Many people who question the claims of global warming alarmists are nonetheless pleased that in the process of regulating CO2 emissions we will clean up air pollution.  They could be making a bad assumption.

If you read, for example, the text of the most recent revision of California’s Assembly Bill 32, the California Global Warming Solutions Act of 2006, you will see that the regulation of “criteria pollutants” is almost an afterthought.  Here is the heart of the bill:

“42877.  (a) On or before January 1, 2008, the state board shall adopt regulations that will reduce statewide greenhouse gas emissions to 1990 emission levels by 2020, taking into account projected reductions in greenhouse gas emissions from state agency programs not subject to this chapter. The emission limits shall be expressed in total tons of allowable emissions of greenhouse gases, expressed in carbon dioxide equivalents, and shall include all emissions of greenhouse gases from the generation of electricity delivered by load-serving entities and consumed in California, whether generated in-state or imported. The state board shall consult with air pollution control districts and air quality management districts in the development of measures for the reduction of emissions of greenhouse gases that will affect emissions of criteria pollutants from stationary sources.”

As you can see, the final sentence of this section addresses the desire to coordinate reductions in greenhouse emissions with programs to reduce emissions of “criteria pollutants.”  But there are no targets set to reduce emissions of actual pollution, only CO2.  Is this really what we want?

Global warming is something that might be characterized as “low risk but high impact.”  Most responsible atmospheric scientists don’t believe that catastrophic global warming is likely, only that it is possible.  Read the BBC’s recent article “A Load of Hot Air?” for several examples of how global warming scenarios are being over-hyped.

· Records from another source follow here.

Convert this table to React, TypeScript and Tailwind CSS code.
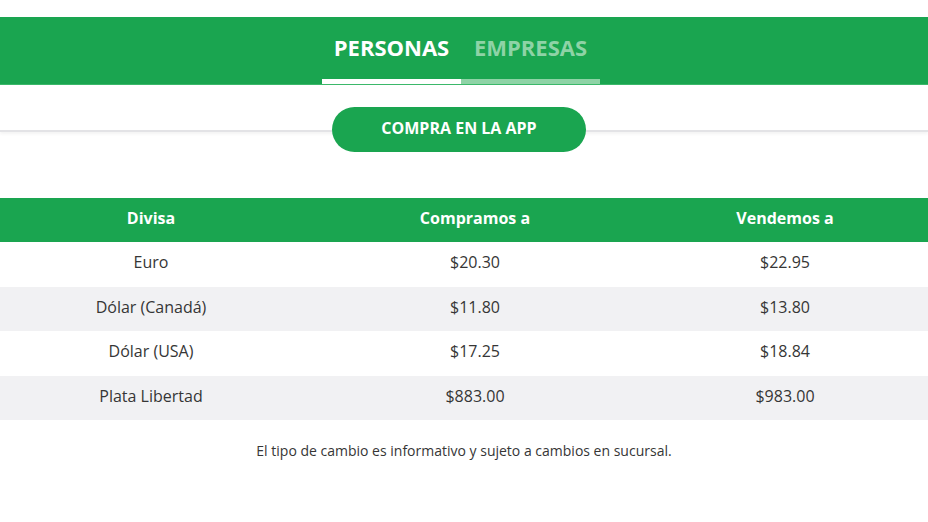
const rows = [
    { name: 'Euro', buy: '$20.30', sell: '$22.95' },
    { name: 'Dólar (Canadá)', buy: '$11.80', sell: '$13.80' },
    { name: 'Dólar (USA)', buy: '$17.25', sell: '$18.84' },
    { name: 'Plata Libertad', buy: '$883.00', sell: '$983.00' },
];

export default function App() {
    return (
        <div className="w-[928px] h-[522px] overflow-hidden bg-white text-[#363636] font-['Open_Sans',sans-serif]">
            <div className="h-[17px]" />

            <nav className="h-[68px] bg-[#1aa550] flex justify-center items-end pr-[6px] border-b border-[#3bb86a]">
                <div className="w-[139px] flex flex-col items-center">
                    <span className="text-[22px] font-bold text-white leading-none mb-[21px]">PERSONAS</span>
                    <div className="h-[5px] w-full bg-white" />
                </div>
                <div className="w-[139px] flex flex-col items-center">
                    <span className="text-[22px] font-bold text-[#8ed3a6] leading-none mb-[21px]">EMPRESAS</span>
                    <div className="h-[5px] w-full bg-[#8ed3a6]" />
                </div>
            </nav>

            <div className="h-[47px] bg-white border-b-2 border-[#e3e3e6] shadow-[0_2px_3px_rgba(0,0,0,0.05)]" />
            <div className="flex justify-center -mt-[25px] relative pr-[10px]">
                <button className="w-[254px] h-[45px] rounded-full bg-[#1aa550] text-white text-[16px] font-bold pb-[3px]">
                    COMPRA EN LA APP
                </button>
            </div>

            <div className="mt-[46px]">
                <div className="grid grid-cols-[302px_346px_274px] h-[44px] items-center bg-[#1aa550] text-white text-[16px] font-bold text-center pb-[5px]">
                    <span>Divisa</span>
                    <span>Compramos a</span>
                    <span>Vendemos a</span>
                </div>
                {rows.map((r, i) => (
                    <div
                        key={r.name}
                        className={`grid grid-cols-[302px_346px_274px] items-center text-[16px] text-center pb-[5px] ${
                            i % 2 === 1 ? 'bg-[#f1f1f3] h-[44px]' : 'bg-white h-[45px]'
                        }`}
                    >
                        <span>{r.name}</span>
                        <span>{r.buy}</span>
                        <span>{r.sell}</span>
                    </div>
                ))}
            </div>

            <p className="mt-[20px] text-center text-[14px] text-[#363636]">
                El tipo de cambio es informativo y sujeto a cambios en sucursal.
            </p>
        </div>
    );
}
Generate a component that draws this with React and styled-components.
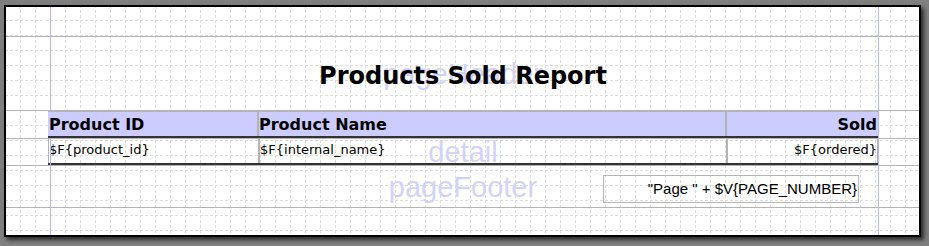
import React from "react";
import styled, { createGlobalStyle } from "styled-components";

const Global = createGlobalStyle`
  html, body { margin: 0; padding: 0; }
  body { background: #7f7f7f; width: 929px; height: 246px; overflow: hidden; }
`;

const gridTile = `url("data:image/svg+xml;utf8,<svg xmlns='http://www.w3.org/2000/svg' width='15' height='15'><path d='M0 0.5H15M0.5 0V15' stroke='%23dcdcdc' stroke-width='1' stroke-dasharray='3 2' fill='none'/></svg>")`;

const Page = styled.div`
  position: relative;
  box-sizing: border-box;
  width: 917px;
  height: 232px;
  margin: 5px 0 0 4px;
  border: 2px solid #000;
  background-color: #fff;
  background-image: ${gridTile};
  background-position: 14px 13px;
  box-shadow: 3px 3px 4px rgba(0, 0, 0, 0.65);
  display: flex;
  flex-direction: column;
  overflow: hidden;
`;

const Guide = styled.div`
  position: absolute;
  top: 0;
  bottom: 0;
  left: ${(p) => p.$x}px;
  width: 1px;
  background: #b4b4ff;
`;

const Band = styled.div`
  display: grid;
  grid-template-rows: minmax(0, 1fr);
  grid-template-columns: minmax(0, 1fr);
  box-sizing: border-box;
  height: ${(p) => (p.$h ? `${p.$h + (p.$last ? 0 : 1)}px` : "auto")};
  flex: ${(p) => (p.$last ? "1 1 auto" : "none")};
  padding: 0 41px 0 42px;
  border-bottom: ${(p) => (p.$last ? "none" : "1px solid #b4b4b4")};
  & > * {
    grid-area: 1 / 1;
  }
`;

const Watermark = styled.div`
  justify-self: center;
  align-self: center;
  font-family: "Liberation Sans", Arial, sans-serif;
  font-size: 29px;
  line-height: 34px;
  color: #d3d3f9;
  white-space: nowrap;
`;

const Title = styled.h1`
  justify-self: center;
  align-self: start;
  margin: 25px 0 0;
  font-family: "DejaVu Sans", sans-serif;
  font-weight: bold;
  font-size: 24px;
  line-height: 28px;
  color: #000;
  white-space: nowrap;
`;

const HeaderRow = styled.div`
  position: relative;
  z-index: 1;
  align-self: stretch;
  display: grid;
  grid-template-columns: 209px 468px 1fr;
  box-sizing: border-box;
  border-top: 1px solid #b4b4b4;
  border-bottom: 2px solid #333;
  background: #ccccff;
`;

const HeaderCell = styled.div`
  box-sizing: border-box;
  border-left: ${(p) => (p.$sep ? "2px solid #b4b4b4" : "none")};
  padding: 2px ${(p) => (p.$right ? "1px" : "0")} 0 ${(p) => (p.$sep ? "0" : "1px")};
  text-align: ${(p) => (p.$right ? "right" : "left")};
  font-family: "DejaVu Sans", sans-serif;
  font-weight: bold;
  font-size: 16px;
  line-height: 22px;
  color: #000;
  white-space: nowrap;
  overflow: hidden;
`;

const DetailRow = styled.div`
  align-self: stretch;
  display: grid;
  grid-template-columns: 211px 468px 151px;
  box-sizing: border-box;
  border-bottom: 2px solid #333;
`;

const DetailCell = styled.div`
  box-sizing: border-box;
  border-left: 1px solid #b4b4b4;
  border-right: 1px solid #b4b4b4;
  text-align: ${(p) => (p.$right ? "right" : "left")};
  font-family: "DejaVu Sans", sans-serif;
  font-size: 13px;
  line-height: 22px;
  color: #000;
  white-space: nowrap;
  overflow: hidden;
`;

const PageNumber = styled.div`
  justify-self: end;
  align-self: start;
  box-sizing: border-box;
  width: 256px;
  height: 28px;
  margin: 9px 19px 0 0;
  padding-right: 1px;
  border: 1px solid #b4b4b4;
  font-family: "Liberation Sans", Arial, sans-serif;
  font-size: 15px;
  line-height: 26px;
  text-align: right;
  color: #000;
  white-space: nowrap;
  overflow: hidden;
`;

export default function App() {
  return (
    <>
      <Global />
      <Page>
        <Guide $x={44} />
        <Guide $x={872} />
        <Band $h={29} />
        <Band $h={73}>
          <Watermark>pageHeader</Watermark>
          <Title>Products Sold Report</Title>
        </Band>
        <Band $h={27}>
          <HeaderRow>
            <HeaderCell>Product ID</HeaderCell>
            <HeaderCell $sep>Product Name</HeaderCell>
            <HeaderCell $sep $right>Sold</HeaderCell>
          </HeaderRow>
        </Band>
        <Band $h={26}>
          <Watermark>detail</Watermark>
          <DetailRow>
            <DetailCell>$F{"{"}product_id{"}"}</DetailCell>
            <DetailCell>$F{"{"}internal_name{"}"}</DetailCell>
            <DetailCell $right>$F{"{"}ordered{"}"}</DetailCell>
          </DetailRow>
        </Band>
        <Band $h={41}>
          <Watermark>pageFooter</Watermark>
          <PageNumber>"Page " + $V{"{"}PAGE_NUMBER{"}"}</PageNumber>
        </Band>
        <Band $last />
      </Page>
    </>
  );
}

What if it isn’t carbon dioxide, but deforestation and desertification that are the main causes of global warming?  One of the primary steps in models of the earth’s greenhouse effect is the absorption of solar heat by the land masses, which then is radiated into the atmosphere primarily in the form of infrared energy.  Over the past 150 years, the planet has gone from over 30 million square miles of forest to around 18 million square miles of forest.  Meanwhile deserts have increased by about 40% to around 8 million square miles.  In other words, of the 56 million square miles of land surface on earth, more than 25% of this land has been either deforested or desertified in the last 150 years!  Wouldn’t a desert absorb and radiate heat more than a forest?

Where is the political momentum to plant more trees in urban centers to mitigate the urban heat island effect?  Where is the political momentum to develop water projects to can reverse desertification, or reforestation projects on a global scale?  These projects, which are also good on their own merit, with or without global warming, deserve equal time.  And beware of any CO2 reduction schemes that don’t also require us to clean up noxious pollutants.